The question to answer is: How does this particular state evolve?

Another question, for those that don’t like sneaky bastard derivations, is where did that magic factor of $e^{-i\alpha_n}$ come from in our superposition state?
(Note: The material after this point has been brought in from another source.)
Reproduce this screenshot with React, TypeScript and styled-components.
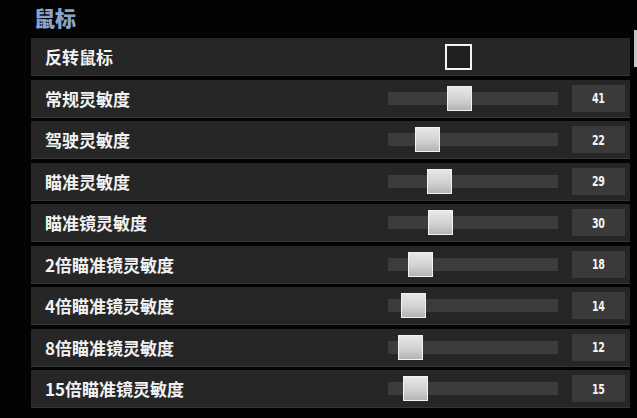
import styled, { createGlobalStyle } from 'styled-components';

type Sensitivity = { label: string; value: number };

const sensitivities: Sensitivity[] = [
  { label: '常规灵敏度', value: 41 },
  { label: '驾驶灵敏度', value: 22 },
  { label: '瞄准灵敏度', value: 29 },
  { label: '瞄准镜灵敏度', value: 30 },
  { label: '2倍瞄准镜灵敏度', value: 18 },
  { label: '4倍瞄准镜灵敏度', value: 14 },
  { label: '8倍瞄准镜灵敏度', value: 12 },
  { label: '15倍瞄准镜灵敏度', value: 15 },
];

// thumb offset inside the track for a given sensitivity value
const thumbOffset = (value: number) => value * 1.7 - 10.7;

export default function App() {
  return (
    <>
      <GlobalStyle />
      <Frame>
        <Panel>
          <Title>鼠标</Title>
          <List>
            <Row>
              <Label>反转鼠标</Label>
              <Control>
                <Checkbox />
              </Control>
            </Row>
            {sensitivities.map(({ label, value }) => (
              <Row key={label}>
                <Label>{label}</Label>
                <Control>
                  <Track>
                    <Thumb style={{ left: thumbOffset(value) }} />
                  </Track>
                </Control>
                <ValueBox>
                  <ValueText>{value}</ValueText>
                </ValueBox>
              </Row>
            ))}
          </List>
        </Panel>
        <ScrollTrack>
          <ScrollThumb />
        </ScrollTrack>
      </Frame>
    </>
  );
}

const GlobalStyle = createGlobalStyle`
  html, body {
    margin: 0;
    background: #030303;
  }
  body {
    font-family: 'Noto Sans CJK SC', 'Noto Sans', sans-serif;
  }
`;

const Frame = styled('div')`
  width: 637px;
  height: 418px;
  display: flex;
  overflow: hidden;
`;

const Panel = styled('div')`
  flex: 1;
  padding-left: 31px;
  padding-right: 4px;
  display: flex;
  flex-direction: column;
`;

const Title = styled('h2')`
  margin: 0 0 0 3px;
  height: 38px;
  font-size: 21px;
  line-height: 34px;
  font-weight: 900;
  color: #8ba5c8;
`;

const List = styled('div')`
  display: flex;
  flex-direction: column;
  gap: 3.5px;
`;

const Row = styled('div')`
  height: 38px;
  box-sizing: border-box;
  display: grid;
  grid-template-columns: 1fr 170px 53px;
  column-gap: 14px;
  align-items: center;
  padding: 0 5px 0 14px;
  background: #262626;
  border-bottom: 1px solid #363636;
`;

const Label = styled('span')`
  font-size: 17px;
  font-weight: 700;
  color: #f2f2f2;
  white-space: nowrap;
`;

const Control = styled('div')`
  display: flex;
  align-items: center;
`;

const Checkbox = styled('div')`
  width: 27px;
  height: 26px;
  box-sizing: border-box;
  margin-left: 57px;
  border: 2px solid #f4f4f4;
  background: #202020;
`;

const Track = styled('div')`
  position: relative;
  width: 170px;
  height: 13px;
  background: #3c3c3c;
`;

const Thumb = styled('div')`
  position: absolute;
  top: -6px;
  width: 25px;
  height: 25px;
  box-sizing: border-box;
  border: 1px solid #f2f2f2;
  background: linear-gradient(180deg, #e8e8e8 0%, #cfcfcf 60%, #b4b4b4 100%);
`;

const ValueBox = styled('div')`
  height: 27px;
  display: flex;
  align-items: center;
  justify-content: center;
  background: #3a3a3a;
`;

const ValueText = styled('span')`
  display: inline-block;
  transform: scaleX(0.68);
  color: #f4f4f4;
  font-family: 'DejaVu Sans', 'Liberation Sans', sans-serif;
  font-size: 14px;
  font-weight: 700;
  letter-spacing: -0.5px;
`;

const ScrollTrack = styled('div')`
  width: 3px;
  padding-top: 30px;
`;

const ScrollThumb = styled('div')`
  height: 37px;
  background: #c6c6c6;
`;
We will see after we start taking derivatives that this is what we need to cancel the $H(t){\left\lvert {n} \right\rangle}$ in Schr\”{o}dinger’s equation.
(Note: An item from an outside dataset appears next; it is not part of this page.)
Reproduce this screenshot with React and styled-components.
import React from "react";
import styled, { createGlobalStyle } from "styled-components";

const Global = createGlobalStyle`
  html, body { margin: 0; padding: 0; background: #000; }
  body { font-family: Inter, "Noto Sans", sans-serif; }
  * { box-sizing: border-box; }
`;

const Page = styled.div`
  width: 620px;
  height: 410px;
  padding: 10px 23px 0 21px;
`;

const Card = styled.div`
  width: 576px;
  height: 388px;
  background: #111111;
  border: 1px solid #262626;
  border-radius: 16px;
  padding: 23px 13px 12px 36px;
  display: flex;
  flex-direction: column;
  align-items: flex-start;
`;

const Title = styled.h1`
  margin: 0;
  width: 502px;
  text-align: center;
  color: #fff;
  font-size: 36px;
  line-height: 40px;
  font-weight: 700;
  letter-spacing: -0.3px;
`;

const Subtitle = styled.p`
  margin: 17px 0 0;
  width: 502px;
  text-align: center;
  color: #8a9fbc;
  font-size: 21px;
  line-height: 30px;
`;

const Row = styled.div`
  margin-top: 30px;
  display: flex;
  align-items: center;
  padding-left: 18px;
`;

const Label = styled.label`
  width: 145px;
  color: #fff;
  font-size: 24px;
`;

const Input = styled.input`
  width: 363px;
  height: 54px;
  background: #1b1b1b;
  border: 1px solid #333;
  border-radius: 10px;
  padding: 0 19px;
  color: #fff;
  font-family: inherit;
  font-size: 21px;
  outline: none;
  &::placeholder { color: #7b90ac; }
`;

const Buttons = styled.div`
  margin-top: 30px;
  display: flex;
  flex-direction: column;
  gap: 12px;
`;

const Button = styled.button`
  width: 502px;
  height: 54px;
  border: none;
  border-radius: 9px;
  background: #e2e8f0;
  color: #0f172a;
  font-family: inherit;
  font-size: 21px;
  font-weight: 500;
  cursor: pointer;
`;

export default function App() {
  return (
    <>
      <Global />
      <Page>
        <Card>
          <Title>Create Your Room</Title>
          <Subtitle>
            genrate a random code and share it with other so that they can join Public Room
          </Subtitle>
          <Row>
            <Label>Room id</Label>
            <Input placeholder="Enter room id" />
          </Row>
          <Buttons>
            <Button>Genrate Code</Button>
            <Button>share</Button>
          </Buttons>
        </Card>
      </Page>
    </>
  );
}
Proceeding to plug into the evolution identity we have

\begin{aligned}0 &={\left\langle {m} \right\rvert} \left( i \hbar \frac{d{{}}}{dt} - H(t) \right) {\left\lvert {\psi} \right\rangle} \\ &={\left\langle {m} \right\rvert} \left(\sum_n e^{-i \alpha_n + i \gamma_n}(i \hbar) \left(\frac{d{{\bar{b}_n}}}{dt}+ \bar{b}_n \left(-i \not{{\frac{E_n}{\hbar}}} + i \dot{\gamma}_m \right)\right) {\left\lvert {n} \right\rangle}+ i \hbar \bar{b}_n \frac{d{{}}}{dt} {\left\lvert {n} \right\rangle}- \not{{E_n \bar{b}_n {\left\lvert {n} \right\rangle}}} \right)\\ &=e^{-i \alpha_m + i \gamma_m}(i \hbar) \frac{d{{\bar{b}_m}}}{dt}+e^{-i \alpha_m + i \gamma_m}(i \hbar) i \dot{\gamma}_m \bar{b}_m+ i \hbar \sum_n \bar{b}_n {\left\langle {m} \right\rvert} \frac{d{{}}}{dt} {\left\lvert {n} \right\rangle}e^{-i \alpha_n + i \gamma_n} \\ &\sim\frac{d{{\bar{b}_m}}}{dt}+i \dot{\gamma}_m \bar{b}_m+ \sum_n e^{-i \alpha_n + i \gamma_n}e^{i \alpha_m - i \gamma_m}\bar{b}_n {\left\langle {m} \right\rvert} \frac{d{{}}}{dt} {\left\lvert {n} \right\rangle} \\ &=\frac{d{{\bar{b}_m}}}{dt}+i \dot{\gamma}_m \bar{b}_m+ \bar{b}_m {\left\langle {m} \right\rvert} \frac{d{{}}}{dt} {\left\lvert {m} \right\rangle}+\sum_{n \ne m} e^{-i \alpha_n + i \gamma_n}e^{i \alpha_m - i \gamma_m}\bar{b}_n {\left\langle {m} \right\rvert} \frac{d{{}}}{dt} {\left\lvert {n} \right\rangle}\end{aligned}

We are free to pick $\gamma_m$ to kill the second and third terms

\begin{aligned}0 =i \dot{\gamma}_m \bar{b}_m+ \bar{b}_m {\left\langle {m} \right\rvert} \frac{d{{}}}{dt} {\left\lvert {m} \right\rangle},\end{aligned} \hspace{\stretch{1}}(2.7)

or

\begin{aligned}\dot{\gamma}_m = i {\left\langle {m} \right\rvert} \frac{d{{}}}{dt} {\left\lvert {m} \right\rangle},\end{aligned} \hspace{\stretch{1}}(2.8)

which after integration is

\begin{aligned}\gamma_m(t)= i \int_0^t dt' {\left\langle {m(t')} \right\rvert} \frac{d}{dt'} {\left\lvert {m(t)} \right\rangle},\end{aligned} \hspace{\stretch{1}}(2.9)

as in class we can observe that this is a purely real function. We are left with

\begin{aligned}\frac{d{{\bar{b}_m}}}{dt}=-\sum_{n \ne m} \bar{b}_n e^{-i \alpha_{nm} + i \gamma_{nm}}{\left\langle {m} \right\rvert} \frac{d{{}}}{dt} {\left\lvert {n} \right\rangle} ,\end{aligned} \hspace{\stretch{1}}(2.10)

where

\begin{aligned}\alpha_{nm} &= \alpha_{n} -\alpha_m \\ \gamma_{nm} &= \gamma_{n} -\gamma_m \end{aligned} \hspace{\stretch{1}}(2.11)

The task is now to find solutions for these $\bar{b}_m$ coefficients, and we can refer to the class notes for that without change.

# References

[1] BR Desai. Quantum mechanics with basic field theory. Cambridge University Press, 2009.